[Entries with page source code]
□ □ □ □ □ □ □
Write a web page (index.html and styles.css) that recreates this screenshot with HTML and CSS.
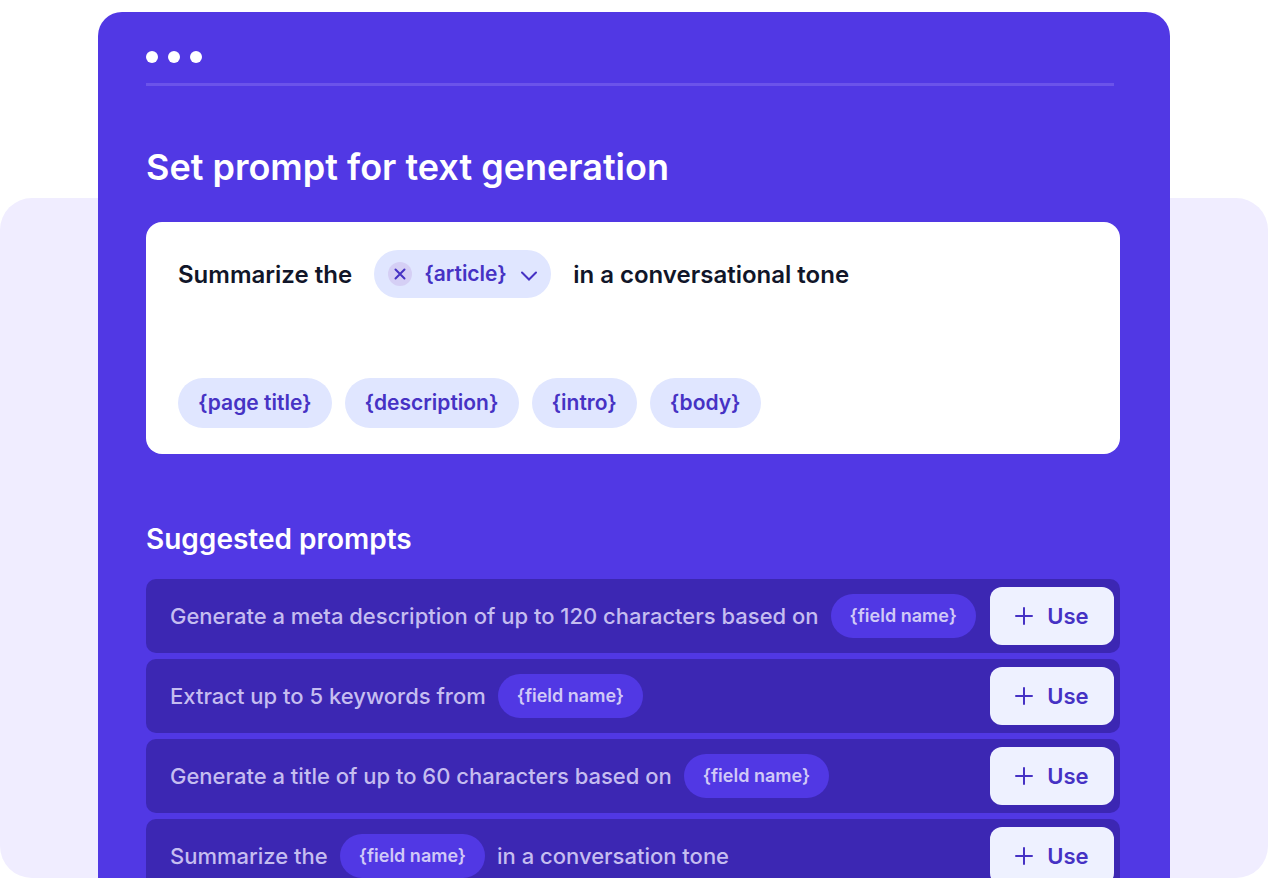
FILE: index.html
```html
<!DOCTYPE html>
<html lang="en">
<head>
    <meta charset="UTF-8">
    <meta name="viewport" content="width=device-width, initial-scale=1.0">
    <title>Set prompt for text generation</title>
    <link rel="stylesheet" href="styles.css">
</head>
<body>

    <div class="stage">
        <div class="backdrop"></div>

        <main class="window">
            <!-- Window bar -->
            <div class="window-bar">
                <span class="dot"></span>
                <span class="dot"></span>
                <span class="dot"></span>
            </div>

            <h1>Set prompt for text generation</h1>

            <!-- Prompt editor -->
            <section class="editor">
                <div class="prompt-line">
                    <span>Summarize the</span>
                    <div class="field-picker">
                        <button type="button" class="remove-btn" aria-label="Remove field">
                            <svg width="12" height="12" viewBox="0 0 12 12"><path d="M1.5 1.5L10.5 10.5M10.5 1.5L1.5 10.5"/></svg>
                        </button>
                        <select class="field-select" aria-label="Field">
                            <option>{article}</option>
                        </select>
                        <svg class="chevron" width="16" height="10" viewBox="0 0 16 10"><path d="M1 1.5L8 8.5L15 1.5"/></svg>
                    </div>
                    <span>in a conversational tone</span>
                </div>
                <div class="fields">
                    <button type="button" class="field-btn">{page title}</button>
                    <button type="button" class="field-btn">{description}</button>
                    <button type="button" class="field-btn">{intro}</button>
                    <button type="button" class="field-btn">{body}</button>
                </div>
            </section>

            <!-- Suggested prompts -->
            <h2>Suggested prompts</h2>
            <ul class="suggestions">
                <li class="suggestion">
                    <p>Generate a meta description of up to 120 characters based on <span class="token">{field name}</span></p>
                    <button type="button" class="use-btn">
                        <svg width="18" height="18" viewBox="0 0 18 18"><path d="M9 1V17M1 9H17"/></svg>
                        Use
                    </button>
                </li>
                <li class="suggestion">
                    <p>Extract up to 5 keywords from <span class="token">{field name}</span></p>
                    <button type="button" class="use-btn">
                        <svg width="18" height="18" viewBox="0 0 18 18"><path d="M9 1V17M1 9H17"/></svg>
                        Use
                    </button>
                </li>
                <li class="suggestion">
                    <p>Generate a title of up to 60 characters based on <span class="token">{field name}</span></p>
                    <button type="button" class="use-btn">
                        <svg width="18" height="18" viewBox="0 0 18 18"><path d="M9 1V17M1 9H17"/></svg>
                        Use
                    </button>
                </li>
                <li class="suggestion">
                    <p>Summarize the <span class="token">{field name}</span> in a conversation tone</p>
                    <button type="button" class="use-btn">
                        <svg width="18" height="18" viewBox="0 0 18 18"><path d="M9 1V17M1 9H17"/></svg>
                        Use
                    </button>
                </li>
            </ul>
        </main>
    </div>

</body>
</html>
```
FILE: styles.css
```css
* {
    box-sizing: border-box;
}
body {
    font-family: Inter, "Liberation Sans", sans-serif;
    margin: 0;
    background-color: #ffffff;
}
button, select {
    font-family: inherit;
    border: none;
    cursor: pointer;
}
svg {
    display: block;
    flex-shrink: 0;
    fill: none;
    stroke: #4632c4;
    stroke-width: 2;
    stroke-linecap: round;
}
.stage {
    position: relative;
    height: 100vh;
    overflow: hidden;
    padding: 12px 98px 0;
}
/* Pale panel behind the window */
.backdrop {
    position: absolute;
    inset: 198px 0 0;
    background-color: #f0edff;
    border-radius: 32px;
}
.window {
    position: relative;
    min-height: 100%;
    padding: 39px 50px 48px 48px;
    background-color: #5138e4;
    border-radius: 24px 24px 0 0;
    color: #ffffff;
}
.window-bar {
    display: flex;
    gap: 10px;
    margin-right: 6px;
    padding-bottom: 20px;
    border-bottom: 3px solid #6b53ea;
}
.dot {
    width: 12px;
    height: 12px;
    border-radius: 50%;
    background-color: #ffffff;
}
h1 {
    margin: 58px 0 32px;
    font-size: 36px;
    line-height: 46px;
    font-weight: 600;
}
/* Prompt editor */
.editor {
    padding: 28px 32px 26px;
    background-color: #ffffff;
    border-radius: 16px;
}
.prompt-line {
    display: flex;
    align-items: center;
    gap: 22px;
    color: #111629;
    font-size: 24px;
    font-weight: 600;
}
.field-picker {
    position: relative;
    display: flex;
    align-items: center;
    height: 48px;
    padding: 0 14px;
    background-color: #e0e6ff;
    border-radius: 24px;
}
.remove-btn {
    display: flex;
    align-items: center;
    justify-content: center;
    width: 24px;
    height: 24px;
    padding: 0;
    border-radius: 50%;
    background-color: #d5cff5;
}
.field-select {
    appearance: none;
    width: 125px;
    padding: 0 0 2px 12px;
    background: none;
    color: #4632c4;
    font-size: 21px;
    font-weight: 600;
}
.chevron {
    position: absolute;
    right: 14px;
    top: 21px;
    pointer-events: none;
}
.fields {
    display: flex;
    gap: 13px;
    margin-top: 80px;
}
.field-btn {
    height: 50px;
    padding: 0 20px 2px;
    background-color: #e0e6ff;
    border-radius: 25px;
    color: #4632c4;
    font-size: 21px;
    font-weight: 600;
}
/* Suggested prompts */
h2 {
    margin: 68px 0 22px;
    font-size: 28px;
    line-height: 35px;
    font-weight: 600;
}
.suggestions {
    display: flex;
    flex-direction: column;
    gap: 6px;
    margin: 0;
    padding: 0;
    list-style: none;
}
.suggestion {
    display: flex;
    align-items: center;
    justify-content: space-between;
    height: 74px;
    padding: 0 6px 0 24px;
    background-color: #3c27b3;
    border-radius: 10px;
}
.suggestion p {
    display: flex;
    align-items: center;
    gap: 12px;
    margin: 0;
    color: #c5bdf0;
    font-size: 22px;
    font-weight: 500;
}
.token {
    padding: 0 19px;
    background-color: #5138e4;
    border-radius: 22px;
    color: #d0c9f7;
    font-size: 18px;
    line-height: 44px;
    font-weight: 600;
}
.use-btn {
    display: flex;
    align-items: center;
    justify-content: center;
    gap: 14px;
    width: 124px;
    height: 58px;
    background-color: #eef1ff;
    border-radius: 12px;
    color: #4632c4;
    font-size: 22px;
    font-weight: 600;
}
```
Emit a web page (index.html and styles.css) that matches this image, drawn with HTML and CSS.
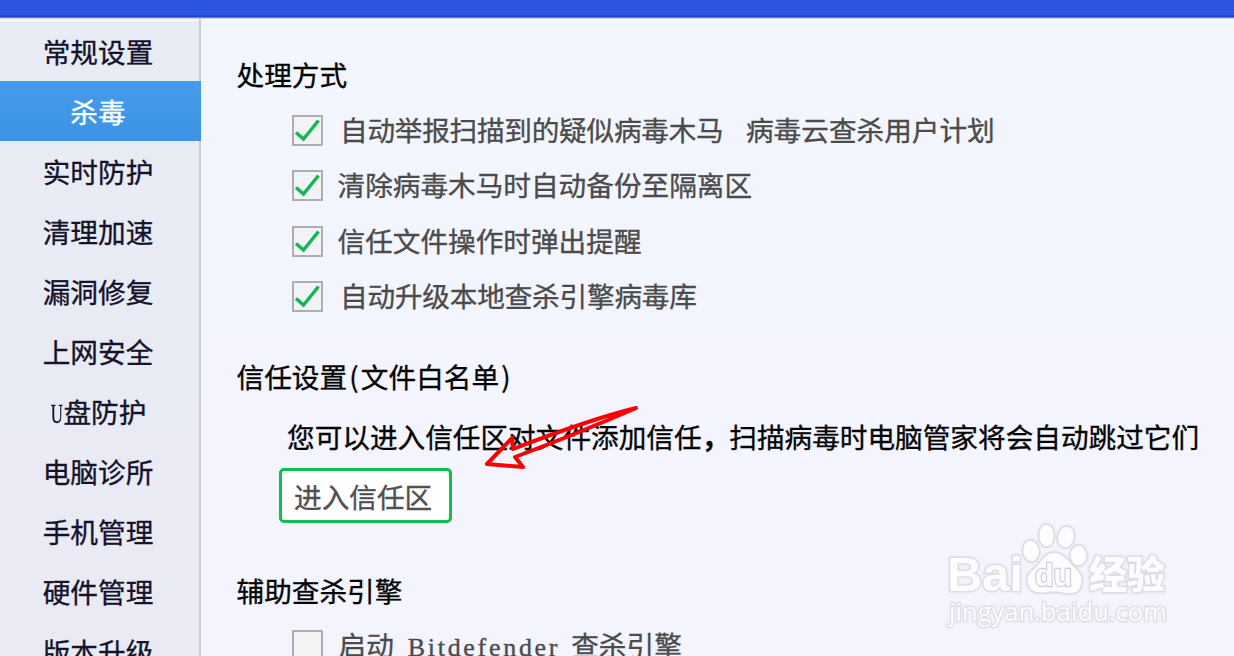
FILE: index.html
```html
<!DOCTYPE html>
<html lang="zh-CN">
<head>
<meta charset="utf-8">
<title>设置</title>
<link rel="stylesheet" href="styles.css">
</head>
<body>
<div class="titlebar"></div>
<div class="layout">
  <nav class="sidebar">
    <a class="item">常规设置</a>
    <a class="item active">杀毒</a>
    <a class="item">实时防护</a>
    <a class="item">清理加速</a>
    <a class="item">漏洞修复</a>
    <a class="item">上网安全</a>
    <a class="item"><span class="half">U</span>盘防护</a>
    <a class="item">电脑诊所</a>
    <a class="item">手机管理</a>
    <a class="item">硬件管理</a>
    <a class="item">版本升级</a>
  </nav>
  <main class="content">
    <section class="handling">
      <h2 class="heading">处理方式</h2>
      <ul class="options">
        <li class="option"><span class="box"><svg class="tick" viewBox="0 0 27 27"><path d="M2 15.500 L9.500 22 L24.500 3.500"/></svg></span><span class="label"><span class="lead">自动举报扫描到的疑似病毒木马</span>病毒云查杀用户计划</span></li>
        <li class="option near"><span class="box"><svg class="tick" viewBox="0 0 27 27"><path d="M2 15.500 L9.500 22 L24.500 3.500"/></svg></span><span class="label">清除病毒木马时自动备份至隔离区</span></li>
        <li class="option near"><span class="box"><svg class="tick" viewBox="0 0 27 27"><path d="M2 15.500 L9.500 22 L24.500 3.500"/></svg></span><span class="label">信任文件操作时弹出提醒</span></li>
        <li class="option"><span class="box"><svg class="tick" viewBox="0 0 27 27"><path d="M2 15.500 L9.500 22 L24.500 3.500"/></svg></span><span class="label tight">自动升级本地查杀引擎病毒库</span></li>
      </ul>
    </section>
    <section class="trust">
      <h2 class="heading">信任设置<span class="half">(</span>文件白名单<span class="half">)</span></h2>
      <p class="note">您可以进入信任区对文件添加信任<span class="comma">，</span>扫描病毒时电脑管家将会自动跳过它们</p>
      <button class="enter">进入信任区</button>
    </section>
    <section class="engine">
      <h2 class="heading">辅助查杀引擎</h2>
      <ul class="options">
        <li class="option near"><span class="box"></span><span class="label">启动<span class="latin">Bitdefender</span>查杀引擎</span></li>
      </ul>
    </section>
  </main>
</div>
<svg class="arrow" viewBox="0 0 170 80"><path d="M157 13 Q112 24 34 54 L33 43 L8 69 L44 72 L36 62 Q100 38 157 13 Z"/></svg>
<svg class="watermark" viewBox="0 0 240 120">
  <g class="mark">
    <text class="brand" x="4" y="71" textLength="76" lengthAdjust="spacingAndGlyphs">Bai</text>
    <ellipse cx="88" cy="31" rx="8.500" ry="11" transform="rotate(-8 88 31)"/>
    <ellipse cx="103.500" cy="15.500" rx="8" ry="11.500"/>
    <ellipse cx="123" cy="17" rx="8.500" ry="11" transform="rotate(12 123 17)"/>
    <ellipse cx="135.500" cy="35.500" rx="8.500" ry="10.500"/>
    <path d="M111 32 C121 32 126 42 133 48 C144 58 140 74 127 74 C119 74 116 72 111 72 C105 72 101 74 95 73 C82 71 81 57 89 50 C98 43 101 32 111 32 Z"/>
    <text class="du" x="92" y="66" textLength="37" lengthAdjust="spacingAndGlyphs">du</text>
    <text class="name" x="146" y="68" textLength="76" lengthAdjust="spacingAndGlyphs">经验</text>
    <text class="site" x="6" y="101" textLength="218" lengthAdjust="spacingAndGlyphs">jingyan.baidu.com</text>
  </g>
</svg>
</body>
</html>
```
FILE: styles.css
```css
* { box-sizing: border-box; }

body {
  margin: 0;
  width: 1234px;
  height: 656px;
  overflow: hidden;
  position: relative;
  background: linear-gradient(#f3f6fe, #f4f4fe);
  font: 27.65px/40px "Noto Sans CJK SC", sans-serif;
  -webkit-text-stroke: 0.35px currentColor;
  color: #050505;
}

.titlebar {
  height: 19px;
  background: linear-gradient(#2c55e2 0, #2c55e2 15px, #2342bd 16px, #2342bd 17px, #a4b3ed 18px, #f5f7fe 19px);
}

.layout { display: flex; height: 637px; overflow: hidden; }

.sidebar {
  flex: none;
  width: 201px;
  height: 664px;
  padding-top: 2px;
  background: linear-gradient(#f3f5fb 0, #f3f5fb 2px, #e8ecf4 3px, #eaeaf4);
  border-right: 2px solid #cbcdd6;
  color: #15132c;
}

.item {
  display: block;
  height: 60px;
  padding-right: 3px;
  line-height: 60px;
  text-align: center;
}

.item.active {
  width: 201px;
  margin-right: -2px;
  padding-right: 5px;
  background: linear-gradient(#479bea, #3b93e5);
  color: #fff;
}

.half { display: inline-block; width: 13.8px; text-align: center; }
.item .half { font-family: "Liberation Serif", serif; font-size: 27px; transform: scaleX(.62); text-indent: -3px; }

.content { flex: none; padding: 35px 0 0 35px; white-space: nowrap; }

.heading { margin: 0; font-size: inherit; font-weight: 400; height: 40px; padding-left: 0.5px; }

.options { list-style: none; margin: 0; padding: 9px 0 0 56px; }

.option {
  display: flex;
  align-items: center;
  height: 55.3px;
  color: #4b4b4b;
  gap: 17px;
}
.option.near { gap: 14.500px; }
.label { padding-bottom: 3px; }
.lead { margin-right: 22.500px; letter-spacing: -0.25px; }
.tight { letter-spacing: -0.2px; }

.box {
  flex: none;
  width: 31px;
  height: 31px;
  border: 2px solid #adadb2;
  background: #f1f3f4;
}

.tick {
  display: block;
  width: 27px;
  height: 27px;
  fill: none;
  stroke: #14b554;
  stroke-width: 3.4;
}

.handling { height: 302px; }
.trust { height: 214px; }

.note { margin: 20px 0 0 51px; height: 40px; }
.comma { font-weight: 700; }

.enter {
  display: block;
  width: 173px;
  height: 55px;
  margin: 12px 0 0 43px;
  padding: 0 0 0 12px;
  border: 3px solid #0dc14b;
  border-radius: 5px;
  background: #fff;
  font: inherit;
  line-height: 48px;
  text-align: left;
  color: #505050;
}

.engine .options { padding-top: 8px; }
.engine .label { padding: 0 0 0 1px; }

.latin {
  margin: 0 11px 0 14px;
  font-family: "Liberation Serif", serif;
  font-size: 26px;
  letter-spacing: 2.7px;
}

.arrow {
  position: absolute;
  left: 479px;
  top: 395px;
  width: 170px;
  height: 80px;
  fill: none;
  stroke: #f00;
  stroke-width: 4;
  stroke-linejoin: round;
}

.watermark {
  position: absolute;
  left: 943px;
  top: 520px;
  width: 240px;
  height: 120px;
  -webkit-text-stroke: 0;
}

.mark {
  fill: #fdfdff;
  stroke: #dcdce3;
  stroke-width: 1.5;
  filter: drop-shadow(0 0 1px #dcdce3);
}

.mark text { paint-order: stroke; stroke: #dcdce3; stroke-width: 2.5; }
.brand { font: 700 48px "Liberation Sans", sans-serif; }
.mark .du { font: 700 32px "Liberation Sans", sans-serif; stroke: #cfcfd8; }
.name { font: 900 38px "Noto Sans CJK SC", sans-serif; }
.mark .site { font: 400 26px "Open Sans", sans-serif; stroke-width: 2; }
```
□ □ □ □ □ □ □
Task requirements: List the lines of the material in which the word "styles" occurs.

Result below:
Write a web page (index.html and styles.css) that recreates this screenshot with HTML and CSS.
    <link rel="stylesheet" href="styles.css">
FILE: styles.css
Emit a web page (index.html and styles.css) that matches this image, drawn with HTML and CSS.
<link rel="stylesheet" href="styles.css">
FILE: styles.css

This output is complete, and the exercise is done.